### [Supplied material]

◇ ◇ ◇

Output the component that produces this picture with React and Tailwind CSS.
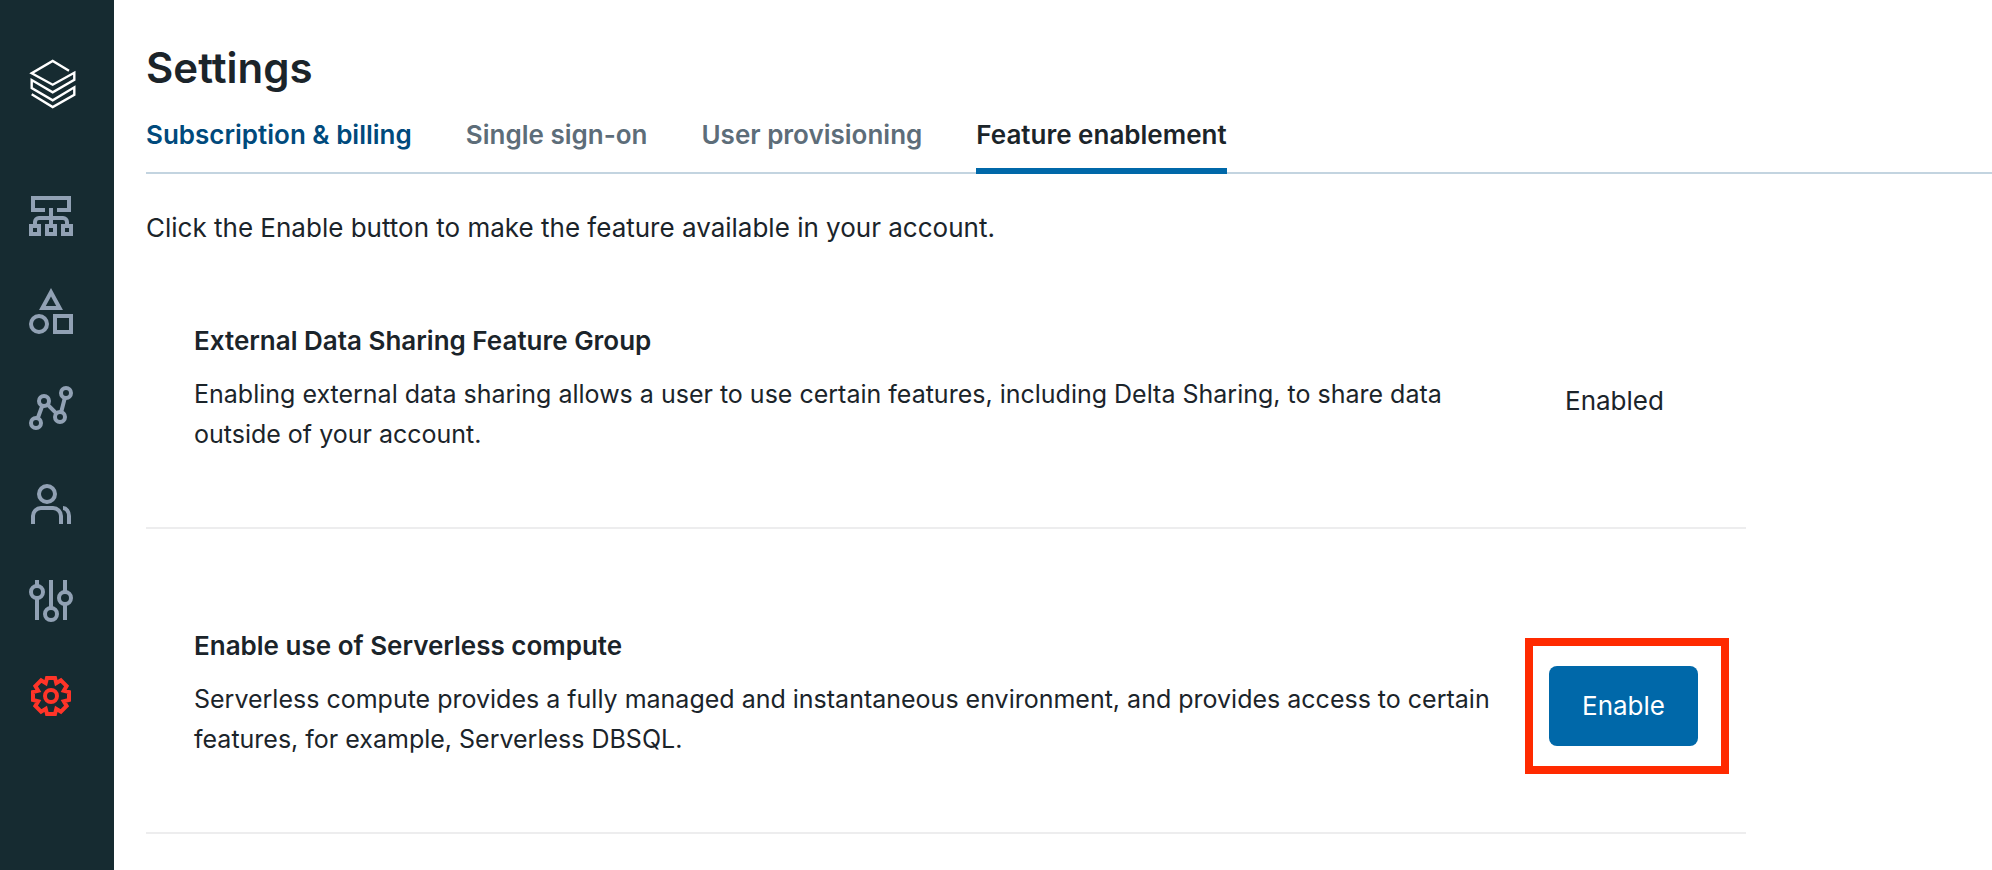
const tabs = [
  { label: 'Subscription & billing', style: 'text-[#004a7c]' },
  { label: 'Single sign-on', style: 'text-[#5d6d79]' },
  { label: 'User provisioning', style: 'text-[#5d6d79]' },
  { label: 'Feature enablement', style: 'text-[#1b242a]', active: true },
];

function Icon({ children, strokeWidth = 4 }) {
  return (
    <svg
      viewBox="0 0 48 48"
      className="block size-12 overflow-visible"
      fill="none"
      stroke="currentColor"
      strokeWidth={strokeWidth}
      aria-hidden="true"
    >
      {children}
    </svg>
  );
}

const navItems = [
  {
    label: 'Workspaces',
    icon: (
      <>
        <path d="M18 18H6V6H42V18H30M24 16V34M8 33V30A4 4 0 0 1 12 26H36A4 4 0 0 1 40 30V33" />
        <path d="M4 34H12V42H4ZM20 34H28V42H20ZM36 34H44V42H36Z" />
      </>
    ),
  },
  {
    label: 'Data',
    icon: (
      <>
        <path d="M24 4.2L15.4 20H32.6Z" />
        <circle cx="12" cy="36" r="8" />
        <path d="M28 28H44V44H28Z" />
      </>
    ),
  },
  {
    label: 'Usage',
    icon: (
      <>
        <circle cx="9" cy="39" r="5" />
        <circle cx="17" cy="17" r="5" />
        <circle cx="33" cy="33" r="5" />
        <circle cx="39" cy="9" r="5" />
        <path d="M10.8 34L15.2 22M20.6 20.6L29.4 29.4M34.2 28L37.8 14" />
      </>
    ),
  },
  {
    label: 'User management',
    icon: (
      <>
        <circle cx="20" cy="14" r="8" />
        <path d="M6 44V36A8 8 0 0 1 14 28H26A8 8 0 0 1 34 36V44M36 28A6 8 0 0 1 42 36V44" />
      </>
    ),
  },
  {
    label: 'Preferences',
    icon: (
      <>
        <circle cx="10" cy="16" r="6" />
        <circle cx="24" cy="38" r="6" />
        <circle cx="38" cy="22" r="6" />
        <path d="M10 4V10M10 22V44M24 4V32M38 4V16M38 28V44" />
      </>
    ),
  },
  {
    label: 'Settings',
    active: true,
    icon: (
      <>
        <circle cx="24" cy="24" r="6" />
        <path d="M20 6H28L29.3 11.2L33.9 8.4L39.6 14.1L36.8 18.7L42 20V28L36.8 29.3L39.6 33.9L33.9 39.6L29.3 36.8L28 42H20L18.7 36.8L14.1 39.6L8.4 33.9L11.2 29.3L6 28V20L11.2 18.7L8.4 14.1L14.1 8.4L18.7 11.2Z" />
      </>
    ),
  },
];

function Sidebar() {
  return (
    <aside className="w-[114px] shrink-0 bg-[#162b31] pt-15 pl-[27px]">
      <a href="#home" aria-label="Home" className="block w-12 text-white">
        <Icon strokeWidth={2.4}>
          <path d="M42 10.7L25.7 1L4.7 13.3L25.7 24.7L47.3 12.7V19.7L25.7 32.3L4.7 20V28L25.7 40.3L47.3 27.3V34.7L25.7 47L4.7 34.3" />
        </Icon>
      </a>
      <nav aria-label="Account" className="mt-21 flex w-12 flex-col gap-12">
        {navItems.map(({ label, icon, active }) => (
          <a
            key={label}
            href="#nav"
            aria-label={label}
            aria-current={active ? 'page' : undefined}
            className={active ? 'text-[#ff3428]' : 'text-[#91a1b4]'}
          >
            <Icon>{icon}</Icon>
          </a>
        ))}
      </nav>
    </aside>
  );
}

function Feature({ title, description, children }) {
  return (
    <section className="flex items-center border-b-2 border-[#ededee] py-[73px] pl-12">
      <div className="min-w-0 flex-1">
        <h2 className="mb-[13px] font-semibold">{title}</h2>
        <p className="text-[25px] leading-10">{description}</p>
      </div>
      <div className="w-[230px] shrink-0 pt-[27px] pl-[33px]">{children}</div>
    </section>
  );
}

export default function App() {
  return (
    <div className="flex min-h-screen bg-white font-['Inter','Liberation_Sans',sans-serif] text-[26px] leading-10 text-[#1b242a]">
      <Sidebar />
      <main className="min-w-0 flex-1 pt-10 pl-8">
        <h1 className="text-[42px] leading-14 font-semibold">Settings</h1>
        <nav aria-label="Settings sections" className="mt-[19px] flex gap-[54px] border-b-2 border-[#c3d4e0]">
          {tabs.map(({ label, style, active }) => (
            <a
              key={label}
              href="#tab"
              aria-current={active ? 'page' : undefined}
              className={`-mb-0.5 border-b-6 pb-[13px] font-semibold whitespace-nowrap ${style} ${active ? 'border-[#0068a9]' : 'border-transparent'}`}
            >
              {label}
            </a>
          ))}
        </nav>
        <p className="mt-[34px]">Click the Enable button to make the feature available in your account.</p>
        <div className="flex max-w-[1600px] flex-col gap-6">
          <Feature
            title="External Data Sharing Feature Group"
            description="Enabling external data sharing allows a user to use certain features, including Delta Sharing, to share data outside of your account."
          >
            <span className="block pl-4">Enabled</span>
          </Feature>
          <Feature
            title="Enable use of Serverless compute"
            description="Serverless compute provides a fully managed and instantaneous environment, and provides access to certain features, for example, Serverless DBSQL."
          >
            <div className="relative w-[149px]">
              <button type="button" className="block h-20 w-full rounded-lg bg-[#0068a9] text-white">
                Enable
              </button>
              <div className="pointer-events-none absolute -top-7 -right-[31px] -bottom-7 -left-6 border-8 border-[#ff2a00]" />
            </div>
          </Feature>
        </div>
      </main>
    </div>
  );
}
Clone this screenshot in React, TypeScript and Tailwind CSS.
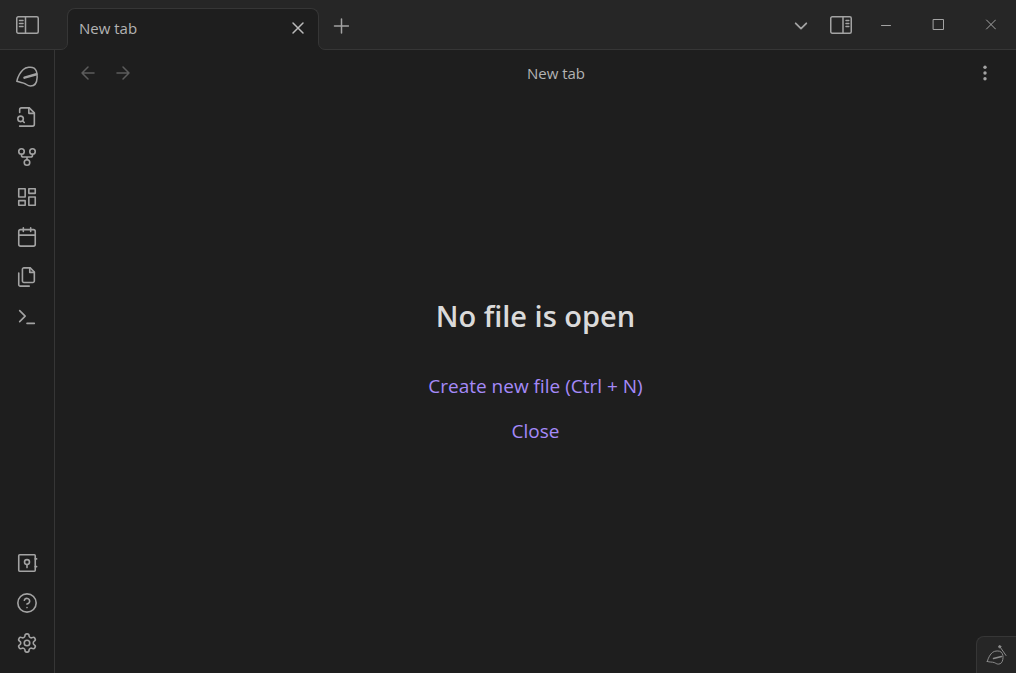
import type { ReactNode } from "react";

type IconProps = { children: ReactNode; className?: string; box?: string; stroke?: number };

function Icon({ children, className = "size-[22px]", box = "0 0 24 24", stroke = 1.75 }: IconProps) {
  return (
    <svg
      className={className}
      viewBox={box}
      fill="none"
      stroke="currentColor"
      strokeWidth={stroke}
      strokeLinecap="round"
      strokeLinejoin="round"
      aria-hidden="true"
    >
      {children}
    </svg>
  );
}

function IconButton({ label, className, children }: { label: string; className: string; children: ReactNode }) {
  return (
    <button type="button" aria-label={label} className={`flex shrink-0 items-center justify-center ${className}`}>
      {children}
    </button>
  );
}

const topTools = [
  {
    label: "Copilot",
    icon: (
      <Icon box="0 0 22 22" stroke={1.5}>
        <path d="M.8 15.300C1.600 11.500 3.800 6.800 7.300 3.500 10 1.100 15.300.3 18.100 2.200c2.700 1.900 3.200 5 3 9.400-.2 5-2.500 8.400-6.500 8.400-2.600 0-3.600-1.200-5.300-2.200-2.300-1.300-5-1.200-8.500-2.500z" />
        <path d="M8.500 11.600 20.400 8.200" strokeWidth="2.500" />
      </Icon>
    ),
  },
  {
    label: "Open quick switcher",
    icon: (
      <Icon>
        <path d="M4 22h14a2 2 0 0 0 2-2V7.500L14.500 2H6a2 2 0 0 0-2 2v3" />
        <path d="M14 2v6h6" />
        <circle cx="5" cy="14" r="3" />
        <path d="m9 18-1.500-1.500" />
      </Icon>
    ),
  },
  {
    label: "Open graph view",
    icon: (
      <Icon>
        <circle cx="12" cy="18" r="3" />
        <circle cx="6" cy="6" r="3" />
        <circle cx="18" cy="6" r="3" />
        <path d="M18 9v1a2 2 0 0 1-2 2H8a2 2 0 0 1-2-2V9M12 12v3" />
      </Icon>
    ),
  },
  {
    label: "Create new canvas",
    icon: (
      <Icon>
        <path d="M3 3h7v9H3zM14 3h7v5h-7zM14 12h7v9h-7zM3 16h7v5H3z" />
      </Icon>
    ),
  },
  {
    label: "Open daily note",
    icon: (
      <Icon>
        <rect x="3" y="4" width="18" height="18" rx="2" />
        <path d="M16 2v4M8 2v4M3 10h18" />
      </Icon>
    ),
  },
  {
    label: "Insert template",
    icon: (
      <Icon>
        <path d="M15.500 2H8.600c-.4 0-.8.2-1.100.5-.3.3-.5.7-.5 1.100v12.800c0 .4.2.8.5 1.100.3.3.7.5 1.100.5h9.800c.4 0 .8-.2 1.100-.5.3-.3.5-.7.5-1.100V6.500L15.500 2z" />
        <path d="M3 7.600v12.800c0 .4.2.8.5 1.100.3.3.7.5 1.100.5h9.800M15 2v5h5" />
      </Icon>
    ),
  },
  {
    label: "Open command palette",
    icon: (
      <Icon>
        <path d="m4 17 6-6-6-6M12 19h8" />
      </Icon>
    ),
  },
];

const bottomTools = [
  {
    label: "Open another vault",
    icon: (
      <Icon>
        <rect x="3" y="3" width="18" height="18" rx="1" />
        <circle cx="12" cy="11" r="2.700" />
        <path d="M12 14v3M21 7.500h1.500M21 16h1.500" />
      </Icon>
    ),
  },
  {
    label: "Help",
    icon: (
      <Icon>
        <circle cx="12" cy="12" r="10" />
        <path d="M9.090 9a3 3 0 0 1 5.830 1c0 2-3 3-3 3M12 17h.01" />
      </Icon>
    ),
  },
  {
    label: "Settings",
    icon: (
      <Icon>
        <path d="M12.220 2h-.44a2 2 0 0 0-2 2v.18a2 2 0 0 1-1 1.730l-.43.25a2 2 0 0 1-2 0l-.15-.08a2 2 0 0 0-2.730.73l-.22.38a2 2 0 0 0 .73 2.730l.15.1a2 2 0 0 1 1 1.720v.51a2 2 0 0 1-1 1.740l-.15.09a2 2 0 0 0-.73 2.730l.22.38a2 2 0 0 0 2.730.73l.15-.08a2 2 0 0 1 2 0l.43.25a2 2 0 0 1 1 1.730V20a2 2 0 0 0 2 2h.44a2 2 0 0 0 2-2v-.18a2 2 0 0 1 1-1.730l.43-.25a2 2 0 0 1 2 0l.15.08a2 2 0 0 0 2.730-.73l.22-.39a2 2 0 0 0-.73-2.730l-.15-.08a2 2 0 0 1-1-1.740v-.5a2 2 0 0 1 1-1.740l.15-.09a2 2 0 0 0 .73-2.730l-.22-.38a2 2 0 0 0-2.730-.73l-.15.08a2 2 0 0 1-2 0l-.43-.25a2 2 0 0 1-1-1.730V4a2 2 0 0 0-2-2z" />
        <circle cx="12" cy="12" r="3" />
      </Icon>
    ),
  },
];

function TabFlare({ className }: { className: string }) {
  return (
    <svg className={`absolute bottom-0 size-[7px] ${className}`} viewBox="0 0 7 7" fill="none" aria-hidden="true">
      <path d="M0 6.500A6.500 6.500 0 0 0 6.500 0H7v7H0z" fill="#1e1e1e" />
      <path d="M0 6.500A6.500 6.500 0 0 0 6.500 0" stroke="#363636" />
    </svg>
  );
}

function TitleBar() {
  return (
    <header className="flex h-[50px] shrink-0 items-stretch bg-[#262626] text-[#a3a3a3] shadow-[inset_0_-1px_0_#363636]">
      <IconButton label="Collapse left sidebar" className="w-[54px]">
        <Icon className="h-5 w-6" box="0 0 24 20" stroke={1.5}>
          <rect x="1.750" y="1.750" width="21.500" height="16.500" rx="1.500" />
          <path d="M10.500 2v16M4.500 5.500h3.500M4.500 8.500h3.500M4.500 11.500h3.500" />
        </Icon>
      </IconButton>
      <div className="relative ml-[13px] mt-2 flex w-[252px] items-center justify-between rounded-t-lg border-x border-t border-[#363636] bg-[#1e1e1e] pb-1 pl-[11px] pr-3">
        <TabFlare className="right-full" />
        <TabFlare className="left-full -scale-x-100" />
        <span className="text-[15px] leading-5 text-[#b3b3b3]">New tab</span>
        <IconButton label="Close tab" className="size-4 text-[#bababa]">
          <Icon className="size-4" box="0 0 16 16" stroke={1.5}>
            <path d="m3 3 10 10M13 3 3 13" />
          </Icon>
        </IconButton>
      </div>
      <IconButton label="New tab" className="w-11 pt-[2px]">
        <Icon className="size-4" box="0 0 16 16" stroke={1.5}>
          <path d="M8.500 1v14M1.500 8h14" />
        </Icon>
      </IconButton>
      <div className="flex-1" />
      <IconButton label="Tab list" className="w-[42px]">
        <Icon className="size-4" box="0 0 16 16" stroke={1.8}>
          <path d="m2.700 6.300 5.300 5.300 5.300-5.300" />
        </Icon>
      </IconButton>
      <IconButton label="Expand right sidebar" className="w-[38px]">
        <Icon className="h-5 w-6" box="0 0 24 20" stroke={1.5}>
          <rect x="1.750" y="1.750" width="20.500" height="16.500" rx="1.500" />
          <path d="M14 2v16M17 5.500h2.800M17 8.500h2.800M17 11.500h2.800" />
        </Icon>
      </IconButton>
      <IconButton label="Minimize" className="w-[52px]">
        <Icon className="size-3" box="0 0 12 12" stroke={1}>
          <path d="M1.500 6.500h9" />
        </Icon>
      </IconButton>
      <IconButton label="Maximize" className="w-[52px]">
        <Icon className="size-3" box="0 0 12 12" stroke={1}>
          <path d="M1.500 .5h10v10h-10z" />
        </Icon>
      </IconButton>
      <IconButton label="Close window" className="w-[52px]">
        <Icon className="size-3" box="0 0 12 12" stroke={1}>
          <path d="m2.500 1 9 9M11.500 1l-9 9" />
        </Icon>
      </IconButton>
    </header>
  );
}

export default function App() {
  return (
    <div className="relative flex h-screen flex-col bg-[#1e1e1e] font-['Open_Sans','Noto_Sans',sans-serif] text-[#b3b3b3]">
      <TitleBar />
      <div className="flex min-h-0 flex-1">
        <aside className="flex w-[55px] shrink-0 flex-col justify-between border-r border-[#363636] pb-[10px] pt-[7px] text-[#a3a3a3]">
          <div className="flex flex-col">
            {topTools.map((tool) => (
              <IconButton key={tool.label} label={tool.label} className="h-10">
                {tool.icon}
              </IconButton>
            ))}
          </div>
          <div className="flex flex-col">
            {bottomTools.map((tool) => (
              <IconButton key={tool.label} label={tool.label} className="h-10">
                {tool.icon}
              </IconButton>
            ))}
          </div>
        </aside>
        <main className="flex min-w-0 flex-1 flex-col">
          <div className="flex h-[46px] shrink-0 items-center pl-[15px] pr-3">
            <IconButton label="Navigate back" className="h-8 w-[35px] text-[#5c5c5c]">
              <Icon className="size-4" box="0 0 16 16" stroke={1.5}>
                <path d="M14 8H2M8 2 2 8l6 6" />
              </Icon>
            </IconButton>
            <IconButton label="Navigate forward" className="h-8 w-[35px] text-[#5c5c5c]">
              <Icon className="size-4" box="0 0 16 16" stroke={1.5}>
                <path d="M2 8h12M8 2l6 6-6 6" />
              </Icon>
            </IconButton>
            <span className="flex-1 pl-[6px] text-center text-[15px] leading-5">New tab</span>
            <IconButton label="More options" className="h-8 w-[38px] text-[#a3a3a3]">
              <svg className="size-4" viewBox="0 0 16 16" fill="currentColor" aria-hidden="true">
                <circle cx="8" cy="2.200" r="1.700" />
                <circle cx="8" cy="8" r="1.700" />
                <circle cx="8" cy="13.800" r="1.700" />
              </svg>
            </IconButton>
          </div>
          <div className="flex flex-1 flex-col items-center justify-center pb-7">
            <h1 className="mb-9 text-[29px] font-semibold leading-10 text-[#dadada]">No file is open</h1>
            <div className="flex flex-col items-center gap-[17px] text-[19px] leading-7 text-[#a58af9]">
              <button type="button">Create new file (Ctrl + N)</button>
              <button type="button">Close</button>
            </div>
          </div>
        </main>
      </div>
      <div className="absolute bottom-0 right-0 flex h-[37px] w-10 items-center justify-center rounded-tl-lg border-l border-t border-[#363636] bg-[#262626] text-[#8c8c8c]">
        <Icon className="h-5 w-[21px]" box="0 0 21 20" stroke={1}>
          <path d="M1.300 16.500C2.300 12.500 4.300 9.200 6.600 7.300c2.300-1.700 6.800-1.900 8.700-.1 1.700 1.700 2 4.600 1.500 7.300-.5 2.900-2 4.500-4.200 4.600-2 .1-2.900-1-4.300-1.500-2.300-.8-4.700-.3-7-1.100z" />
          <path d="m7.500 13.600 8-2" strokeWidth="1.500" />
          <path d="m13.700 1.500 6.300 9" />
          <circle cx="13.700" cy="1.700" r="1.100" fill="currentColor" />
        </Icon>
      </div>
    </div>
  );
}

◇ ◇ ◇

### [Your goal]
Repeat exactly the part that opens with the line containing "Clone this screenshot" and closes with the line containing "ReactNode; className?: string;". Include both end lines, and drop the pictures.

### [Answer for the task]
Clone this screenshot in React, TypeScript and Tailwind CSS.
import type { ReactNode } from "react";

type IconProps = { children: ReactNode; className?: string; box?: string; stroke?: number };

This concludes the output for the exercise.